Given exercise >>
From the listing below, count the lines where the string "this" occurs. Give the number, with no other words.

Provided material >>
※

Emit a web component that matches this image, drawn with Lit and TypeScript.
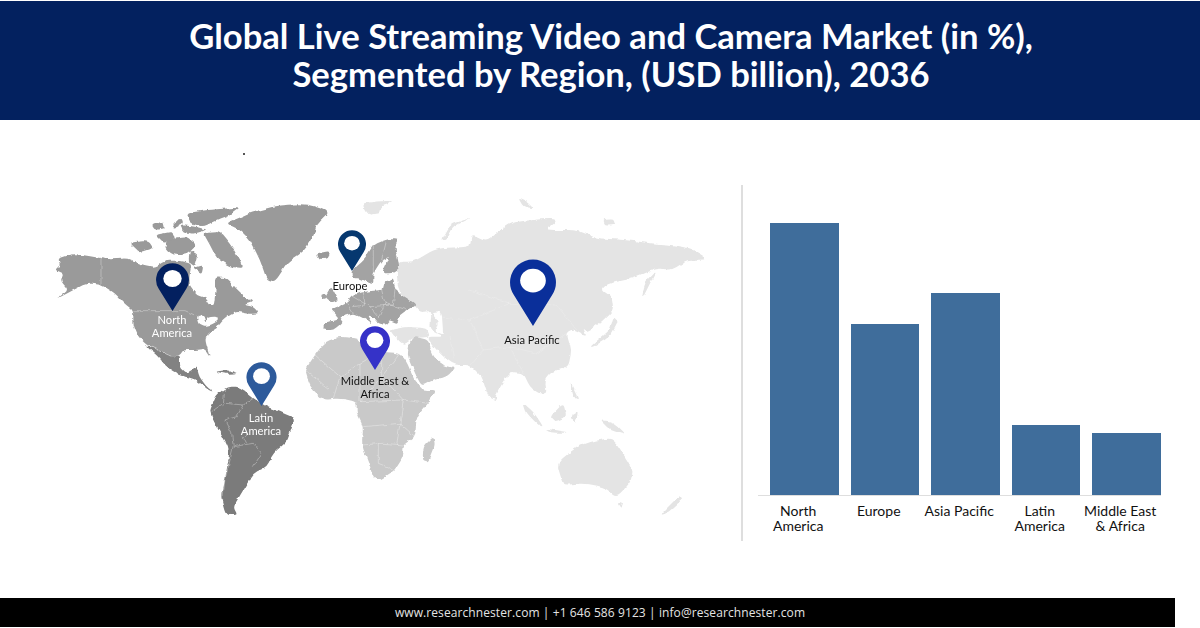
import { LitElement, html, svg, css } from 'lit';
import { customElement } from 'lit/decorators.js';

// Land shapes are traced from 3x crops, so every group keeps its crop's origin.
const americas = {
    canada: '55,205 95,192 130,195 183,205 215,208 265,205 300,222 345,232 375,212 420,212 455,222 448,258 450,290 470,315 498,325 510,345 522,345 527,300 525,262 560,265 590,300 612,320 640,335 612,345 640,350 657,370 630,372 590,365 565,378 545,395 530,415 505,430 495,450 510,500 495,477 465,480 430,480 420,495 395,500 345,475 320,465 295,440 280,405 280,362 250,338 225,310 185,285 140,280 100,300 50,327 85,300 62,272 70,252 45,240 60,225',
    greenland: '558,100 600,82 640,65 720,45 800,42 870,65 830,105 820,140 790,185 745,215 705,275 680,268 660,210 630,150 600,120',
    iceland: '830,190 870,183 865,205 840,208',
    mexico: '320,468 345,475 395,500 420,495 420,530 440,550 470,530 478,560 500,590 520,605 505,600 470,570 440,560 400,545 375,525 350,495 330,480',
    south: '510,660 530,615 560,590 600,590 640,625 680,650 720,665 765,685 750,730 740,755 700,790 680,830 640,850 610,900 580,950 592,975 560,975 545,920 555,870 570,780 530,710 515,680',
};
const arctic = [
    '440,70 500,60 600,52 570,75 530,90 490,110 450,100',
    '420,105 470,110 500,120 460,132 430,125',
    '380,150 440,140 470,165 440,195 400,195 375,175',
    '345,135 395,125 410,145 370,160',
    '268,158 325,152 340,175 300,187',
    '490,130 540,125 580,175 610,235 570,230 530,205 510,165',
    '450,180 475,195 465,230 445,215',
    '460,235 490,225 485,250',
    '395,100 425,85 430,100 405,115',
    '335,105 370,95 375,115 345,120',
];
const caribbean = ['525,545 560,540 595,550 560,552', '565,540 585,545 580,550'];
const lakes = ['470,378 490,376 496,395 505,382 530,380 535,392 512,405 495,408 475,400'];
const naBorders = [
    '183,205 183,285',
    '280,362 435,362 470,378',
    '320,465 345,475 395,500',
];
const saBorders = [
    '555,590 550,640 515,665',
    '555,640 610,645 640,625',
    '610,645 590,680 555,690 575,730 580,770 640,760 665,790 640,830',
    '580,770 555,870 548,930',
    '620,760 610,740 630,720',
];

const europe = {
    main: '62,358 110,340 125,318 160,305 215,300 220,280 250,262 255,300 285,320 320,345 290,362 268,380 262,400 238,390 225,405 205,400 195,385 170,375 190,405 160,385 130,370 100,378 85,385 100,395 70,420 40,420 42,398 85,390 80,375',
    nordic: '125,265 125,240 165,205 190,165 230,148 265,148 255,170 265,210 268,235 245,250 215,250 238,200 215,210 190,250 190,285 150,265',
    uk: '45,320 62,292 70,300 85,330 65,338',
    ireland: '30,318 45,308 52,322 35,328',
    svalbard: '155,40 200,35 245,32 235,42 215,50 210,70 175,75',
};
const euBorders = [
    '110,340 130,370',
    '125,318 180,350 210,385',
    '160,305 165,345 130,350',
    '215,300 225,340 290,360',
    '180,350 250,345 255,300',
    '225,340 205,385',
    '190,250 190,165',
    '215,210 230,150',
];

const africa = {
    main: '15,150 45,105 75,65 120,50 170,55 200,80 245,95 300,100 320,125 345,185 370,210 410,210 385,250 350,290 345,350 310,375 310,410 285,450 240,480 220,475 205,425 185,375 190,320 170,280 170,245 120,235 70,240 30,200',
    arabia: '322,105 330,65 345,50 385,60 400,110 430,135 465,145 440,170 400,180 365,198 345,160',
    madagascar: '400,350 405,375 385,425 368,420 370,380',
};
const afBorders = [
    '45,105 120,170 100,235',
    '120,170 180,130 245,95',
    '180,130 180,245',
    '245,95 245,170 300,100',
    '245,170 310,240 385,250',
    '180,245 310,240 300,310 345,350',
    '190,320 300,310',
    '185,375 250,370 310,375',
    '235,370 235,430 285,450',
    '300,310 290,375',
    '245,170 180,245',
    '15,150 90,210',
];

const asia = {
    main: '80,250 85,215 130,215 200,175 300,170 305,135 350,155 385,125 430,95 550,85 555,100 525,120 620,120 680,145 770,150 840,160 910,165 960,175 1005,200 1005,212 950,212 905,240 860,235 790,265 720,280 695,300 725,320 730,360 690,400 650,425 640,415 650,440 610,420 590,430 605,480 595,530 545,545 525,570 530,610 505,610 480,590 460,550 420,545 385,600 375,630 355,620 335,560 300,525 255,525 225,505 195,475 170,440 220,440 180,420 185,365 150,370 130,345 85,300',
    turkey: '60,420 110,410 170,415 180,440 130,445 100,465 70,435',
    australia: '560,820 620,770 680,750 730,745 790,840 780,880 740,920 700,890 640,880 580,885',
    nz: '870,975 930,915 938,930 895,970',
    tasmania: '745,940 760,940 755,955',
    japan: '660,470 720,420 730,380 745,395 720,440 670,470',
    sakhalin: '815,330 825,275 860,240 835,290',
    novaya: '215,150 240,105 310,80 250,110 230,150',
    severnaya: '445,25 470,35 490,55 460,50',
    sumatra: '460,640 490,665 520,710 505,705 470,670',
    borneo: '540,680 580,640 590,680 555,695',
    java: '520,715 600,728 540,728',
    celebes: '600,680 625,665 615,700',
    guinea: '690,690 730,695 770,735 720,720',
    philippines: '600,570 630,630 610,620',
    sri: '370,620 382,625 375,635',
    arctic1: '700,90 730,88 735,102 705,104',
};
const asBorders = [
    '300,300 420,340 560,345 620,420',
    '200,380 300,390 420,340',
    '300,390 340,480 420,470 500,490 590,430',
    '420,470 460,550',
    '340,480 300,525',
    '240,440 250,505',
];

// rounds every corner so the traced points read as coastline, not as facets
const outline = (points: string) => {
    const p = points.split(' ').map((pair) => pair.split(',').map(Number));
    const n = p.length;
    const at = (a: number[], b: number[], t: number) => `${a[0] + (b[0] - a[0]) * t} ${a[1] + (b[1] - a[1]) * t}`;
    let d = '';
    p.forEach((cur, i) => {
        const prev = p[(i + n - 1) % n];
        const next = p[(i + 1) % n];
        d += `${i === 0 ? 'M' : 'L'}${at(cur, prev, 0.3)} Q${cur[0]} ${cur[1]} ${at(cur, next, 0.3)} `;
    });
    return d + 'Z';
};

const poly = (points: string, cls: string) => svg`<path class=${cls} d=${outline(points)}></path>`;
const line = (points: string) => svg`<polyline class="border" points=${points}></polyline>`;
const faint = (points: string) => svg`<polyline class="border faint" points=${points}></polyline>`;

const pins = [
    { x: 156, y: 263, w: 33, h: 48, color: '#03205f' },
    { x: 338, y: 230, w: 28, h: 41, color: '#06386f' },
    { x: 510, y: 259, w: 46, h: 67, color: '#0a2f9a' },
    { x: 246, y: 362, w: 31, h: 44, color: '#2d5a9b' },
    { x: 360, y: 326, w: 30, h: 44, color: '#3532c8' },
];

const mapLabels = [
    { text: 'North\nAmerica', x: 172, y: 313, light: true },
    { text: 'Europe', x: 350, y: 279, light: false },
    { text: 'Asia Pacific', x: 532, y: 333, light: false },
    { text: 'Latin\nAmerica', x: 261, y: 411, light: true },
    { text: 'Middle East &\nAfrica', x: 375, y: 374, light: false },
];

const bars = [
    { label: 'North\nAmerica', height: 272 },
    { label: 'Europe', height: 171 },
    { label: 'Asia Pacific', height: 202 },
    { label: 'Latin\nAmerica', height: 70 },
    { label: 'Middle East\n& Africa', height: 62 },
];

@customElement('app-root')
export class AppRoot extends LitElement {
    static styles = css`
        :host {
            display: block;
            width: 1200px;
            height: 628px;
            overflow: hidden;
            background: #fff;
            font-family: Lato, 'Liberation Sans', sans-serif;
        }

        .header {
            box-sizing: border-box;
            margin-top: 1px;
            height: 119px;
            padding: 0 0 12px 22px;
            display: flex;
            align-items: center;
            justify-content: center;
            background: #03215f;
            color: #fff;
        }

        h1 {
            margin: 0;
            font-size: 34.6px;
            font-weight: 700;
            line-height: 38px;
            text-align: center;
        }

        .main {
            display: flex;
            height: 478px;
        }

        .map {
            position: relative;
            width: 741px;
            height: 478px;
        }

        .map svg.land {
            position: absolute;
            inset: 0;
        }

        .stray {
            position: absolute;
            left: 243px;
            top: 33px;
            width: 2px;
            height: 2px;
            background: #555;
        }

        .pin {
            position: absolute;
            display: block;
        }

        .map-label {
            position: absolute;
            transform: translateX(-50%);
            font-size: 11.2px;
            line-height: 13px;
            text-align: center;
            white-space: pre;
            color: #111;
        }

        .map-label.light {
            color: #fff;
        }

        .n-america { fill: #9a9a9a; }
        .eu { fill: #a3a3a3; }
        .s-america { fill: #7b7b7b; }
        .mexico { fill: #828282; }
        .af { fill: #c9c9c9; }
        .as { fill: #e4e4e4; }
        .water { fill: #fff; }
        .border {
            fill: none;
            stroke: #fff;
            stroke-width: 1.5;
            opacity: 0.65;
        }
        .border.faint {
            opacity: 0.35;
        }

        .chart {
            margin-top: 65px;
            height: 356px;
            border-left: 2px solid #dedede;
            padding-left: 15px;
        }

        .plot {
            display: flex;
            align-items: flex-end;
            gap: 12px;
            box-sizing: border-box;
            width: 403px;
            height: 311px;
            padding-left: 12px;
            border-bottom: 1px solid #dedede;
        }

        .bar {
            flex: none;
            width: 68.5px;
            background: #3f6d9b;
        }

        .names {
            display: flex;
            padding-top: 7px;
        }

        .name {
            flex: none;
            width: 80.5px;
            font-size: 14px;
            line-height: 15px;
            text-align: center;
            white-space: pre;
            color: #111;
        }

        .footer {
            box-sizing: border-box;
            width: 1175px;
            height: 29px;
            padding-left: 25px;
            display: flex;
            align-items: center;
            justify-content: center;
            background: #000;
            color: #e4e4e4;
            font-family: 'Open Sans', sans-serif;
            font-size: 12px;
            letter-spacing: 0.09px;
        }
    `;

    private renderLand() {
        return html`
            <svg class="land" width="741" height="478" viewBox="0 120 741 478">
                <defs>
                    <filter id="coast" filterUnits="userSpaceOnUse" x="0" y="120" width="741" height="478" color-interpolation-filters="sRGB">
                        <feTurbulence type="fractalNoise" baseFrequency="0.14" numOctaves="3" seed="4" result="noise"></feTurbulence>
                        <feDisplacementMap in="SourceGraphic" in2="noise" scale="4" xChannelSelector="R" yChannelSelector="G"></feDisplacementMap>
                        <feGaussianBlur stdDeviation="0.35"></feGaussianBlur>
                    </filter>
                </defs>
                <g filter="url(#coast)">
                    <g transform="translate(40 190) scale(0.3333)">
                        ${poly(americas.greenland, 'n-america')}
                        ${poly(americas.iceland, 'n-america')}
                        ${poly(americas.canada, 'n-america')}
                        ${arctic.map((p) => poly(p, 'n-america'))}
                        ${lakes.map((p) => poly(p, 'water'))}
                        ${poly(americas.mexico, 'mexico')}
                        ${caribbean.map((p) => poly(p, 'mexico'))}
                        ${poly(americas.south, 's-america')}
                        ${naBorders.map(line)}
                        ${saBorders.map(line)}
                    </g>
                    <g transform="translate(370 190) scale(0.3333)">
                        ${Object.values(asia).map((p) => poly(p, 'as'))}
                        ${poly('185,370 215,365 220,435 195,425 205,395', 'water')}
                        ${asBorders.map(faint)}
                    </g>
                    <g transform="translate(310 190) scale(0.3333)">
                        ${poly(europe.svalbard, 'as')}
                        ${poly(europe.nordic, 'eu')}
                        ${poly(europe.main, 'eu')}
                        ${poly(europe.uk, 'eu')}
                        ${poly(europe.ireland, 'eu')}
                        ${euBorders.map(line)}
                    </g>
                    <g transform="translate(300 320) scale(0.3333)">
                        ${Object.values(africa).map((p) => poly(p, 'af'))}
                        ${afBorders.map(line)}
                    </g>
                </g>
            </svg>
        `;
    }

    private renderPin(pin: (typeof pins)[number]) {
        return html`
            <svg
                class="pin"
                style="left:${pin.x}px;top:${pin.y - 120}px"
                width=${pin.w}
                height=${pin.h}
                viewBox="0 0 100 146"
            >
                <path fill=${pin.color} d="M50 146 L8 78 A50 50 0 1 1 92 78 Z"></path>
                <ellipse fill="#fff" cx="50" cy="47" rx="28" ry="26"></ellipse>
            </svg>
        `;
    }

    render() {
        return html`
            <div class="header">
                <h1>Global Live Streaming Video and Camera Market (in %),<br />Segmented by Region, (USD billion), 2036</h1>
            </div>
            <div class="main">
                <div class="map">
                    ${this.renderLand()}
                    <span class="stray"></span>
                    ${pins.map((p) => this.renderPin(p))}
                    ${mapLabels.map(
                        (l) => html`<div
                            class="map-label ${l.light ? 'light' : ''}"
                            style="left:${l.x}px;top:${l.y - 120}px"
                        >${l.text}</div>`
                    )}
                </div>
                <div class="chart">
                    <div class="plot">
                        ${bars.map((b) => html`<div class="bar" style="height:${b.height}px"></div>`)}
                    </div>
                    <div class="names">
                        ${bars.map((b) => html`<div class="name">${b.label}</div>`)}
                    </div>
                </div>
            </div>
            <div class="footer">www.researchnester.com | +1 646 586 9123 | info@researchnester.com</div>
        `;
    }
}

※

Final result >>
3